Installation#
The DSO CLI is available from PyPI. The package is named dso-core
You can think of it as the “core” package of DSO, while there is also a separate R package
and there might be other “extension” packages in the future.
We recommend installing the DSO CLI in an isolated environment using, e.g., uv or pipx.
uv tool install dso-core
This command installs the dso
binary:
$ dso --version
dso, version 0.1.dev1+gc3f22fd
If you prefer to manage the Python environment yourself, you can use pip
as usual:
pip install dso-core
Freezing the dso version within a project#
Attention
This feature is still experimental. In particular, we are still working on the ergonomics,
as remembering to type uv run dso
every time is not very user-friendly. Once this is
worked out, it will very likely become the default for all dso projects.
See also dso#3.
To ensure consistent results between collaborators and that the porject can be reproduced in exactly the
same way in the future, it is good practice to pin a specific version of dso within each project.

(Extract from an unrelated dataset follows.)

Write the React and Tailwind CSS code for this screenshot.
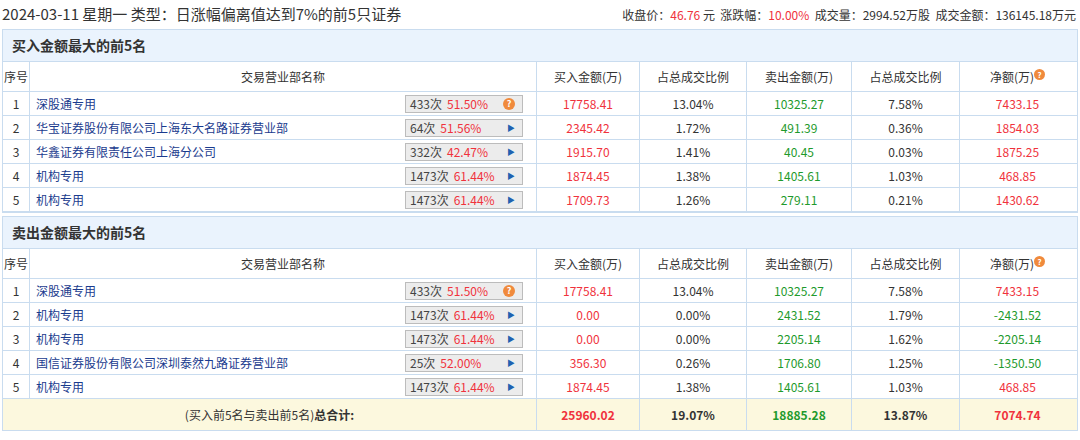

Since
each dso project is also a uv project with dependencies
declared in pyproject.toml
, this makes it easy freeze the dso version.
By using
uv run dso
instead of
dso
uv
runs the specified version of dso
and installes it automatically in the background, if necessary. Running
this command for the first time will create a uv.lock
file that
contains the exact information about the project’s dependencies.